As widely anticipated, the FOMC increased its target range for the federal funds rate by 25 bps to 1.50-1.75%. The FOMC stuck to its projection for three policy rate increases overall in 2018 but hiked its rate forecast through 2020.
The FOMC said that economic activity has been rising at a moderate rate. Job gains have been strong in recent months, and the unemployment rate has stayed low. The Committee said that household spending and business investment has moderated from the strong fourth quarter. Nevertheless, the economic outlook has strengthened in recent months.
On inflation, the Committee continued to note that it has continued to run below 2 percent while market based measures of inflation compensation have increased in recent months but remain low. On the horizon, CPI is anticipated to move up in coming months.
2018 and 2019 economic growth projection was raised by 0.2 ppts and 0.3 ppts respectively to 2.7% and 2.4% (previous projection: 2.5% and 2.1% repectively).
Unemployment forecast was also slightly lower in 2018 at 3.8% (previous: 3.9%) and 3.6% in 2019 and 2020 (previous: 3.9% and 4.0% respectively).
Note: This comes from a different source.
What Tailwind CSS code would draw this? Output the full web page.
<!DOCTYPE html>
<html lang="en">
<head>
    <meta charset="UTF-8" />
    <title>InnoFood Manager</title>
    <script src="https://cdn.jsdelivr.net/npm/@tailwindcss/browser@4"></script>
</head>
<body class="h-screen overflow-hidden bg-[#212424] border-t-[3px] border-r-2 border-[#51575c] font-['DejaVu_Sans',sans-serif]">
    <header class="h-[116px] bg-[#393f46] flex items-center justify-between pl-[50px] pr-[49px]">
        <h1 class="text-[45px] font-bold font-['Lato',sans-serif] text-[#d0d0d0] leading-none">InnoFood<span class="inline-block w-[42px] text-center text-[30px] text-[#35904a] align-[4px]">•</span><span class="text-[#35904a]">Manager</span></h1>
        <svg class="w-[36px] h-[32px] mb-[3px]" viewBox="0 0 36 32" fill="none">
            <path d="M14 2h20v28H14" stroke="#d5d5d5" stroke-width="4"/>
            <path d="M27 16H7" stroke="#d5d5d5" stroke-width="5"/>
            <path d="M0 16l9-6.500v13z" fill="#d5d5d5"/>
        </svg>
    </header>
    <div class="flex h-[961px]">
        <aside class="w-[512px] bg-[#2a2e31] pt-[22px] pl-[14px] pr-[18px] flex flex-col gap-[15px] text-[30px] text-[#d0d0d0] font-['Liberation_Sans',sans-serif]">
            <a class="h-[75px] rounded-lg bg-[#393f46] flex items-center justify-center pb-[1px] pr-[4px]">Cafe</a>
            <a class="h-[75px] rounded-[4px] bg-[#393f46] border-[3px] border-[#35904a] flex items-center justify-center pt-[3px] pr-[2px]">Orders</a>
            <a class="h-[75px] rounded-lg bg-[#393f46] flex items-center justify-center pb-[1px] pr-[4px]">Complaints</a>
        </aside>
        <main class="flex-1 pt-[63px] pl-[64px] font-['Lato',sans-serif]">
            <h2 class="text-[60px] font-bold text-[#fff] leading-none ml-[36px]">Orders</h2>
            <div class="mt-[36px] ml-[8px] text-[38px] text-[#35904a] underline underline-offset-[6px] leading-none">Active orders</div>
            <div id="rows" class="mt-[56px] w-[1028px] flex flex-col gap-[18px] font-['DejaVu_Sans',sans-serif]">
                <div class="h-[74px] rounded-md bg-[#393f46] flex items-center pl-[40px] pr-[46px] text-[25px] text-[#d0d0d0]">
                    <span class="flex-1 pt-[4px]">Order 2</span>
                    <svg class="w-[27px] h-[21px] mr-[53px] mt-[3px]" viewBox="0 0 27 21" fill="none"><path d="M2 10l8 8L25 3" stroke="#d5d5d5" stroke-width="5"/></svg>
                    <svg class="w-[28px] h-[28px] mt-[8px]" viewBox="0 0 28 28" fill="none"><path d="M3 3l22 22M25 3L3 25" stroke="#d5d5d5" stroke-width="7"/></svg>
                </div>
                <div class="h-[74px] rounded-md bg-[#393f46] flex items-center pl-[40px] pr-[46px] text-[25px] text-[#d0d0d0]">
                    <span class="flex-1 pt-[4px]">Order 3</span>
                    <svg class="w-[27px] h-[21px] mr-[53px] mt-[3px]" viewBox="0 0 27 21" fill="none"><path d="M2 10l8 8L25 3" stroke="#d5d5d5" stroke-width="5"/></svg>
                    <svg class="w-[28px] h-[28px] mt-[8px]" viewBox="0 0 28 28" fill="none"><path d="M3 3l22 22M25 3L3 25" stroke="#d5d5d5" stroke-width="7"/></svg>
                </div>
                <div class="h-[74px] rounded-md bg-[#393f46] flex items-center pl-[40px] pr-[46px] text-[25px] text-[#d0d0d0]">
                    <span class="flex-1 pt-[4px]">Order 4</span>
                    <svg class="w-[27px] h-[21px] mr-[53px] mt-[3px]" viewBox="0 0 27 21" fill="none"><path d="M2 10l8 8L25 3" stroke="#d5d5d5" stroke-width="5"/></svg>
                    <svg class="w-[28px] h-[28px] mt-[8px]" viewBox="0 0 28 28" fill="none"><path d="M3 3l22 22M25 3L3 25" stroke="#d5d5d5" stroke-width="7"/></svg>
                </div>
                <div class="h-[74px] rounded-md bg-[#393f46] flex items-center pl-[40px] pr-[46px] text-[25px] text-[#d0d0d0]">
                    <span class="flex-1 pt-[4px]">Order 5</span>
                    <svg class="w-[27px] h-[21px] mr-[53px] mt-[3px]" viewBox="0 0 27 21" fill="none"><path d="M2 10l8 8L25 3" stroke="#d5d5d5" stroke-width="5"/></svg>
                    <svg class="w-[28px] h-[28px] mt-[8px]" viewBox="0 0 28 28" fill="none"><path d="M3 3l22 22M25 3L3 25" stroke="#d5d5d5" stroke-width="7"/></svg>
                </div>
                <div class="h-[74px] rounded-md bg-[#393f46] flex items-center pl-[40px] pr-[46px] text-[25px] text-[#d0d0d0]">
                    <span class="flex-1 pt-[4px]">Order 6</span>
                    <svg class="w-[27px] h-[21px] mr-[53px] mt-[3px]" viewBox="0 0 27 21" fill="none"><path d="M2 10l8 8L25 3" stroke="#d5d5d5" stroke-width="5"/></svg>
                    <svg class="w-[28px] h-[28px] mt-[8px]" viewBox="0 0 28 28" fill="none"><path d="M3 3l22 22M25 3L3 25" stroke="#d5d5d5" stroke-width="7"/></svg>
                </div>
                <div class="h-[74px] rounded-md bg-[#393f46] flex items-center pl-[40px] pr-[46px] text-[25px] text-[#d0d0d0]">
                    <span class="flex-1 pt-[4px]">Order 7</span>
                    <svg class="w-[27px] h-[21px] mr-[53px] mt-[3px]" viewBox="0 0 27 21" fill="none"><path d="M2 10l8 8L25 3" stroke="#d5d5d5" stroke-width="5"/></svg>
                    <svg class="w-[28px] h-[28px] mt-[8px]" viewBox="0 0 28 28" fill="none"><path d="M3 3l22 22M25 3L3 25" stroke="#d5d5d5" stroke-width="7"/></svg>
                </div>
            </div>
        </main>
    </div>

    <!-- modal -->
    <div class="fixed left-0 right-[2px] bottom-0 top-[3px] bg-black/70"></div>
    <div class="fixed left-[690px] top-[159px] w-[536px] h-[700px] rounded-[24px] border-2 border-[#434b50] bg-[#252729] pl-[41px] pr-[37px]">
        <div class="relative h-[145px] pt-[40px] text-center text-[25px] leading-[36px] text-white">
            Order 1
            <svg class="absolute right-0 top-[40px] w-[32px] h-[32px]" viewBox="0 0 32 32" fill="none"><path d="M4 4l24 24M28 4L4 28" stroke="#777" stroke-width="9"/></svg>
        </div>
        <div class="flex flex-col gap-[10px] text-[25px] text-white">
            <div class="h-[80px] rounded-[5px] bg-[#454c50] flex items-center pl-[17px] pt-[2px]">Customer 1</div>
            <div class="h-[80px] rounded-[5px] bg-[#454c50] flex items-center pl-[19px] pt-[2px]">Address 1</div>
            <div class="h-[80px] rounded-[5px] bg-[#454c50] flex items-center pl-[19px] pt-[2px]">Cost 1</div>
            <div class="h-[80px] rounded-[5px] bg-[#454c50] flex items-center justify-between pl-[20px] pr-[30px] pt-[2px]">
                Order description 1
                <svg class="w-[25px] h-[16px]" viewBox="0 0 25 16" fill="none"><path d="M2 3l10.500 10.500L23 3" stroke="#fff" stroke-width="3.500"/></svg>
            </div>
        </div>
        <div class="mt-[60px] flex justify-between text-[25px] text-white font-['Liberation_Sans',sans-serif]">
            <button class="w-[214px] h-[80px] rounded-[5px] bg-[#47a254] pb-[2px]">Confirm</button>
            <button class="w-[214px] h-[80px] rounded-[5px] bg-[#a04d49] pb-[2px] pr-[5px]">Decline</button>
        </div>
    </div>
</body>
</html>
Forecast for 2018 PCE deflator was unchanged at 1.9% in 2018 and 2.0% in 2019 but raised slightly to 2.1% in 2021. Core PCE deflator was also left unchanged in 2018 at 1.9% but expected to rise slightly higher to 2.1% in 2019 and 2020.
FOMC members’ projection of fed fund rate was at 2.1% for 2018, reinforcing the Committee’s decision to two more rate hikes in 2018. The Committee expects to increase the fed fund rate by 3 times in 2019 (previous: 2 times).
Comments
The FOMC decision was in line with expectations. This is the first FOMC press conference to be presided by Jerome H. Powell who has presented himself as a pragmatic moderate, continuing with the Fed’s approach of gradual removal of monetary policy accommodation. In his first press conference, Jerome H. Powell signaled that while the economic activity is on stronger footing and expected to get a boost from President Trump’s tax measures, the ultimate impact to inflation is still uncertain. Hence, despite the upgrade in GDP and labour market outlook, the FOMC maintained its projection for total of 3 interest rate increase in 2018. Consequently, the US$ declined.
Closer to home, we continue to anticipate the ringgit to have an appreciation bias in 2018 compared to 2017. The faster increase in appreciation at the start of the year has led us to revise our exchange rate projection to USD/MYR3.85-4.00 from USD/MYR4.00-4.20. This is premised on the assumption that GDP and CPI is anticipated to grow at a more moderate pace in 2018 compared to 2017 and BNM to maintain the OPR at 3.25% for the rest of 2018.